DECISION NUMBER: 20220017
OBJECTING PARTY: EMPLOYER REPRESENTED by: EMPLOYER REPRESENTATIVE
RESPONDENT: WORKER (not participating) REPRESENTED by: WORKER REPRESENTATIVE
HEARING: IN WRITING
HEARD by: S. VAGADIA, APPEALS RESOLUTION OFFICER
DATED: FEBRUARY 22, 2022
ISSUE
The employer objects to a Case Manager’s (CM) September 4, 2020 decision that found they breached their reemployment obligation.
BACKGROUND
On February 26, 2020, this then 25-year-old Technician was descending stairs when she missed a step and fell onto her knees. The worker missed work until beginning modified duties on March 25, 2020.

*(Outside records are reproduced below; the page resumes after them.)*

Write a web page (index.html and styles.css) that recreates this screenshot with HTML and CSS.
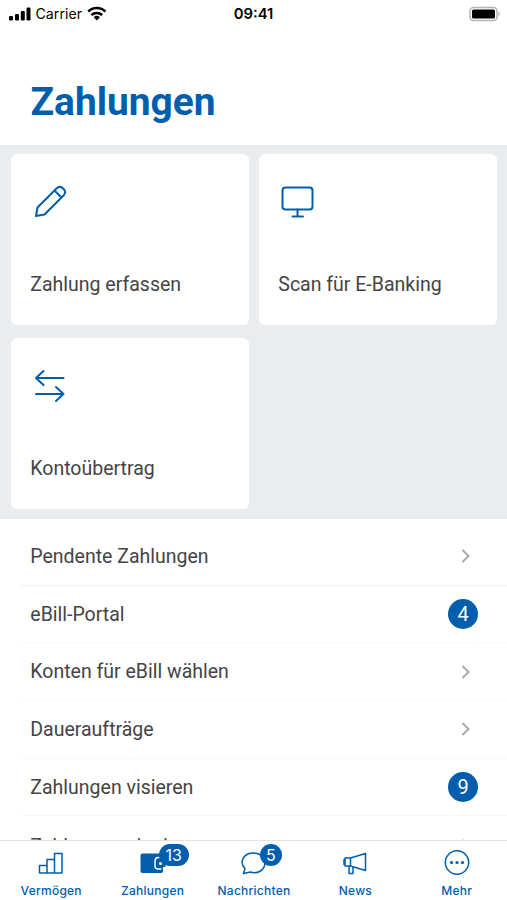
FILE: index.html
```html
<!DOCTYPE html>
<html lang="de">
<head>
<meta charset="utf-8">
<title>Zahlungen</title>
<link rel="stylesheet" href="styles.css">
</head>
<body>
<div class="app">
  <div class="status">
    <div class="carrier">
      <svg width="22" height="14" viewBox="0 0 22 14"><rect x="0" y="9" width="4" height="4.500" rx="1.2"/><rect x="6" y="7" width="4" height="6.500" rx="1.2"/><rect x="11.800" y="4" width="4" height="9.500" rx="1.2"/><rect x="17.500" y="0.500" width="4" height="13" rx="1.2"/></svg>
      <span>Carrier</span>
      <svg class="wifi" width="20" height="15" viewBox="0 0 20 15" fill="none" stroke="#000" stroke-width="2.500"><path d="M1.200 5.500a12.400 12.400 0 0 1 17.200 0M4.400 9a8 8 0 0 1 10.800 0"/><path d="M6.700 11.200a4.700 4.700 0 0 1 6.200 0L9.800 14.400z" fill="#000" stroke="none"/></svg>
    </div>
    <time>09:41</time>
    <svg class="battery" width="32" height="16" viewBox="0 0 32 16"><rect x="1" y="1.500" width="27" height="13" rx="3.500" fill="#fff" stroke="#b5b5b5" stroke-width="1.500"/><rect x="3" y="3.500" width="23" height="9" rx="1.500"/><path d="M29.500 5.500q3 2.500 0 5z" fill="#b5b5b5"/></svg>
  </div>
  <h1>Zahlungen</h1>
  <section class="cards">
    <a class="card">
      <svg width="40" height="40" viewBox="0 0 40 40"><path d="M6 34 7.500 25.500 26.500 6.500Q29.500 3.500 32.500 6L34 7.500Q36.500 10.500 33.500 13.500L14.500 32.500zM24.500 8.500l7 7"/></svg>
      <span>Zahlung erfassen</span>
    </a>
    <a class="card">
      <svg width="40" height="40" viewBox="0 0 40 40"><rect x="4.500" y="5.500" width="30" height="22" rx="3"/><path d="M19.500 27.500v7M14.500 34.500h10.500"/></svg>
      <span>Scan für E-Banking</span>
    </a>
    <a class="card">
      <svg width="40" height="40" viewBox="0 0 40 40"><path d="M33.500 12H6m7.500-7L6 12l7.500 7M6 28h27.500m-7.500-7 7.500 7-7.500 7"/></svg>
      <span>Kontoübertrag</span>
    </a>
  </section>
  <main class="list">
    <a class="row"><span>Pendente Zahlungen</span><svg class="chevron" width="10" height="16" viewBox="0 0 10 16"><path d="m1.500 2 6 6-6 6"/></svg></a>
    <a class="row"><span>eBill-Portal</span><b class="count">4</b></a>
    <a class="row"><span>Konten für eBill wählen</span><svg class="chevron" width="10" height="16" viewBox="0 0 10 16"><path d="m1.500 2 6 6-6 6"/></svg></a>
    <a class="row"><span>Daueraufträge</span><svg class="chevron" width="10" height="16" viewBox="0 0 10 16"><path d="m1.500 2 6 6-6 6"/></svg></a>
    <a class="row"><span>Zahlungen visieren</span><b class="count">9</b></a>
    <a class="row last"><span>Zahlungen signieren</span><svg class="chevron" width="10" height="16" viewBox="0 0 10 16"><path d="m1.500 2 6 6-6 6"/></svg></a>
  </main>
  <nav class="tabs">
    <a class="tab"><span class="icon"><svg width="30" height="28" viewBox="0 0 30 28"><path d="M3.500 24v-7.500h7.500V24zM11 24V10.500h7.500V24zM18.500 24V4.500h7.500V24z"/></svg></span><span>Vermögen</span></a>
    <a class="tab"><span class="icon"><svg width="30" height="28" viewBox="0 0 30 28"><rect x="2.500" y="4.500" width="22.500" height="19.500" rx="2" fill="#005ead" stroke="none"/><path d="M26 8.500h-5.500q-3.500 0-3.500 3.500v5q0 3 3 3h3.500" stroke="#fff"/><path d="M19.500 11h8v7h-8z" fill="#005ead" stroke="none"/><circle cx="22.500" cy="14.500" r="1.500" fill="#fff" stroke="none"/></svg><b class="badge wide">13</b></span><span>Zahlungen</span></a>
    <a class="tab"><span class="icon"><svg width="30" height="28" viewBox="0 0 30 28"><path d="M4.500 24.500 6 19.500C-.5 12.500 5 4 14.500 4c6.500 0 11.500 4 11.500 9.500 0 7.500-7.500 12-14.500 9.500z"/></svg><b class="badge">5</b></span><span>Nachrichten</span></a>
    <a class="tab"><span class="icon"><svg width="30" height="28" viewBox="0 0 30 28"><path d="M5 9h5.500v8H5zM10.500 9l15-4.500v17l-15-4.500zM9 17v7.500h4V18M4 10v6"/></svg></span><span>News</span></a>
    <a class="tab"><span class="icon"><svg width="30" height="28" viewBox="0 0 30 28"><circle cx="15" cy="13.500" r="11.700"/><g fill="#005ead" stroke="none"><circle cx="9.500" cy="13.500" r="1.600"/><circle cx="15" cy="13.500" r="1.600"/><circle cx="20.500" cy="13.500" r="1.600"/></g></svg></span><span>Mehr</span></a>
  </nav>
</div>
</body>
</html>
```
FILE: styles.css
```css
* { box-sizing: border-box; }
body { margin: 0; background: #fff; color: #444; font-family: Roboto, "Liberation Sans", sans-serif; }
.app { height: 900px; display: flex; flex-direction: column; overflow: hidden; }
.status { height: 27px; flex: none; display: grid; grid-template-columns: 1fr auto 1fr; align-items: center; padding: 0 6px 0 9px; color: #000; font: 14.200px Inter, sans-serif; }
.carrier { display: flex; align-items: center; gap: 4.500px; }
.status time { font-weight: 600; font-size: 14.800px; margin-right: 3px; }
.battery { justify-self: end; }
h1 { flex: none; height: 118px; margin: 0; padding: 51px 30.500px 0; line-height: 48px; font-size: 38.900px; font-weight: 700; color: #005ead; }
.cards { flex: none; height: 374px; display: grid; grid-template-columns: 1fr 1fr; grid-template-rows: 171px 171px; gap: 12.500px 10px; padding: 9.300px 10px 0 11px; background: #e9edf0; }
.card { display: flex; flex-direction: column; justify-content: space-between; padding: 28px 19px 27px 19.300px; background: #fff; border-radius: 6px; font-size: 19.500px; line-height: 26px; }
.card svg { margin-left: -.8px; fill: none; stroke: #005ead; stroke-width: 2; stroke-linecap: round; stroke-linejoin: round; }
.list { flex: 1; min-height: 0; overflow: hidden; padding: 9px 0 0 20px; }
.row { height: 57.700px; display: flex; align-items: center; justify-content: space-between; padding: 0 29px 0 10.300px; border-bottom: 1px solid #f9f9f9; font-size: 19.500px; }
.row:first-child { border-color: #f1f1f1; }
.row.last { padding-top: 3px; }
.chevron { margin-right: 7px; fill: none; stroke: #aaa; stroke-width: 2; }
.count { width: 30px; height: 30px; border-radius: 50%; background: #005ead; color: #fff; font-size: 20px; font-weight: 400; line-height: 30px; text-align: center; }
.tabs { height: 60px; flex: none; display: grid; grid-template-columns: repeat(5, 1fr); border-top: 1.500px solid #e3e3e3; background: #fff; }
.tab { display: flex; flex-direction: column; align-items: center; padding: 8px 0 0 1px; color: #005ead; font: 500 12px/16px Inter, sans-serif; letter-spacing: .25px; }
.icon { position: relative; height: 34px; }
.icon svg { fill: none; stroke: #005ead; stroke-width: 1.500; stroke-linejoin: round; }
.badge { position: absolute; top: -5px; left: 21px; width: 22px; height: 22px; border-radius: 11px; background: #005ead; color: #fff; font-weight: 400; font-size: 16px; line-height: 22px; letter-spacing: 0; text-align: center; }
.badge.wide { width: 30px; }
```
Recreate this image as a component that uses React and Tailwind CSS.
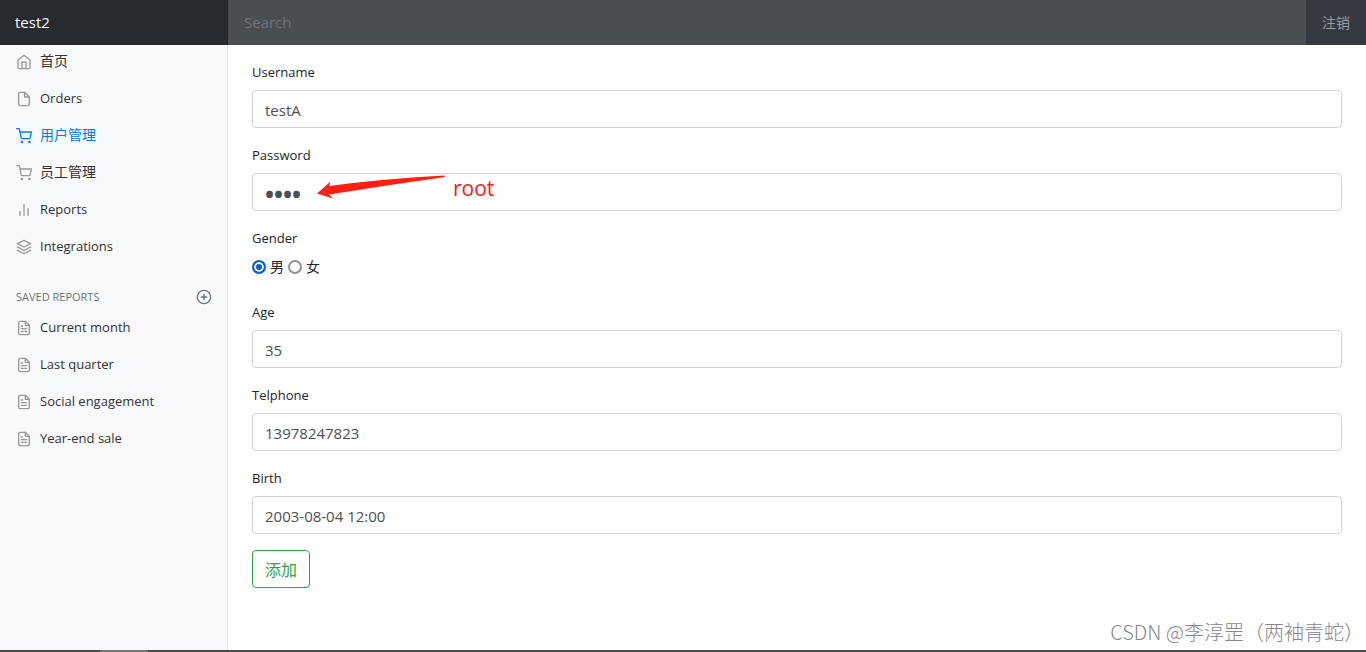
import { useState } from 'react';
import {
  FiBarChart2,
  FiFile,
  FiFileText,
  FiHome,
  FiLayers,
  FiPlusCircle,
  FiShoppingCart,
} from 'react-icons/fi';

const menu = [
  { label: '首页', icon: FiHome, size: 'text-sm' },
  { label: 'Orders', icon: FiFile },
  { label: '用户管理', icon: FiShoppingCart, size: 'text-sm', active: true },
  { label: '员工管理', icon: FiShoppingCart, size: 'text-sm' },
  { label: 'Reports', icon: FiBarChart2 },
  { label: 'Integrations', icon: FiLayers },
];

const savedReports = [
  { label: 'Current month', icon: FiFileText },
  { label: 'Last quarter', icon: FiFileText },
  { label: 'Social engagement', icon: FiFileText },
  { label: 'Year-end sale', icon: FiFileText },
];

function NavList({ items }) {
  return (
    <ul>
      {items.map(({ label, icon: Icon, size = 'text-[13px]', active }) => (
        <li key={label}>
          <a
            href="#"
            className={`flex h-[37px] items-center gap-2 px-4 ${active ? 'text-[#007bff]' : 'text-[#333]'}`}
          >
            <Icon className={`size-4 shrink-0 ${active ? '' : 'text-[#999]'}`} />
            <span className={`${size} pb-0.5 leading-5`}>{label}</span>
          </a>
        </li>
      ))}
    </ul>
  );
}

function Field({ id, label, textStyle = 'text-[15px]', children, ...props }) {
  return (
    <div className="mb-4">
      <label htmlFor={id} className="mb-1.5 block leading-[23px]">{label}</label>
      <div className="relative">
        <input
          id={id}
          className={`block h-[38px] w-full rounded border border-[#ced4da] bg-white px-3 pt-0.5 text-[#495057] ${textStyle}`}
          {...props}
        />
        {children}
      </div>
    </div>
  );
}

function App() {
  const [form, setForm] = useState({
    username: 'testA',
    password: 'root',
    gender: 'male',
    age: '35',
    telphone: '13978247823',
    birth: '2003-08-04 12:00',
  });

  const update = (e) => setForm({ ...form, [e.target.name]: e.target.value });

  return (
    <div className="relative flex min-h-screen flex-col bg-white font-['Open_Sans','Noto_Sans_CJK_SC',sans-serif] text-[13px] text-[#212529]">
      <header className="z-10 flex h-[45px] bg-[#343a40]">
        <a href="#" className="flex w-[228px] shrink-0 items-center border-r border-[#1f2225] bg-[#272a2f] px-[15px] text-[15px] text-white">
          test2
        </a>
        <input
          type="text"
          aria-label="Search"
          placeholder="Search"
          className="min-w-0 flex-1 bg-[#494e51] px-4 text-[15px] text-white placeholder:text-[#6c757d]"
        />
        <a href="#" className="flex shrink-0 items-center px-4 text-sm text-[#999c9f]">注销</a>
      </header>

      <div className="flex flex-1">
        <nav className="-mt-0.5 w-[228px] shrink-0 border-r border-[#dcdee0] bg-[#f8f9fa]">
          <NavList items={menu} />
          <div className="mt-6 flex h-5 items-start justify-between pr-[15px] pl-4 text-[#6c757d]">
            <h6 className="text-[11px] leading-4">SAVED REPORTS</h6>
            <a href="#" aria-label="Add a new report">
              <FiPlusCircle className="size-4" />
            </a>
          </div>
          <NavList items={savedReports} />
        </nav>

        <main className="min-w-0 flex-1 px-6 pt-4">
          <form onSubmit={(e) => e.preventDefault()}>
            <Field id="username" name="username" label="Username" type="text" value={form.username} onChange={update} />
            <Field
              id="password"
              name="password"
              label="Password"
              type="password"
              textStyle="text-2xl font-bold"
              value={form.password}
              onChange={update}
            >
              <svg className="pointer-events-none absolute top-0 left-16 h-7 w-[130px]" viewBox="0 0 130 28">
                <path
                  d="M1 20.500 L14.500 8.500 L13 13 Q70 5.500 128.500 2.500 L129 4 Q72 12 13 21.500 L17 25.500 Z"
                  fill="#ff2010"
                />
              </svg>
              <span className="pointer-events-none absolute top-0 left-[201px] text-[21px] leading-[30px] text-[#ff1a10]">root</span>
            </Field>
            <fieldset className="mb-4">
              <legend className="mb-1.5 leading-[23px]">Gender</legend>
              <div className="mb-2 flex h-[21px] items-center gap-1">
                <label className="flex items-center gap-1 text-sm">
                  <input
                    type="radio"
                    name="gender"
                    value="male"
                    checked={form.gender === 'male'}
                    onChange={update}
                    className="size-3.5 appearance-none rounded-full border-2 border-[#8f8f9d] checked:border-[#0060df] checked:bg-[#0060df] checked:inset-ring-2 checked:inset-ring-white"
                  />
                  男
                </label>
                <label className="flex items-center gap-1 text-sm">
                  <input
                    type="radio"
                    name="gender"
                    value="female"
                    checked={form.gender === 'female'}
                    onChange={update}
                    className="size-3.5 appearance-none rounded-full border-2 border-[#8f8f9d] checked:border-[#0060df] checked:bg-[#0060df] checked:inset-ring-2 checked:inset-ring-white"
                  />
                  女
                </label>
              </div>
            </fieldset>
            <Field id="age" name="age" label="Age" type="text" value={form.age} onChange={update} />
            <Field id="telphone" name="telphone" label="Telphone" type="text" value={form.telphone} onChange={update} />
            <Field id="birth" name="birth" label="Birth" type="text" value={form.birth} onChange={update} />
            <button
              type="submit"
              className="h-[38px] rounded border border-[#28a745] px-3 pt-0.5 text-base text-[#28a745]"
            >
              添加
            </button>
          </form>
        </main>
      </div>

      <p className="absolute right-0.5 bottom-1.5 font-['Noto_Sans_CJK_SC',sans-serif] text-xl font-light text-[#888]">
        CSDN @李淳罡（两袖青蛇）
      </p>
      <div className="flex h-0.5 bg-[#4a4a4a]">
        <div className="ml-[100px] w-12 bg-[#777]" />
      </div>
    </div>
  );
}

export default App;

An April 23, 2020 decision from an Eligibility Adjudicator (EA) confirmed initial entitlement was in order for a right knee sprain. Loss of earnings (LOE) benefits were approved to March 8, 2020 inclusive but denied from March 9, 2020. This was because the worker was partially impaired and capable of performing the modified duties offered by the employer at that time.
The worker was terminated on May 11, 2020. She was performing modified duties. The employer indicated the decision was due to verbal altercations and intimidation contrary to their policies.
A September 4, 2020 decision from the CM found the employer breached its reemployment obligation. The CM indicated the evidence provided by the employer did not rebut the presumption clause. The CM reconsidered and confirmed the decision on October 13, 2020.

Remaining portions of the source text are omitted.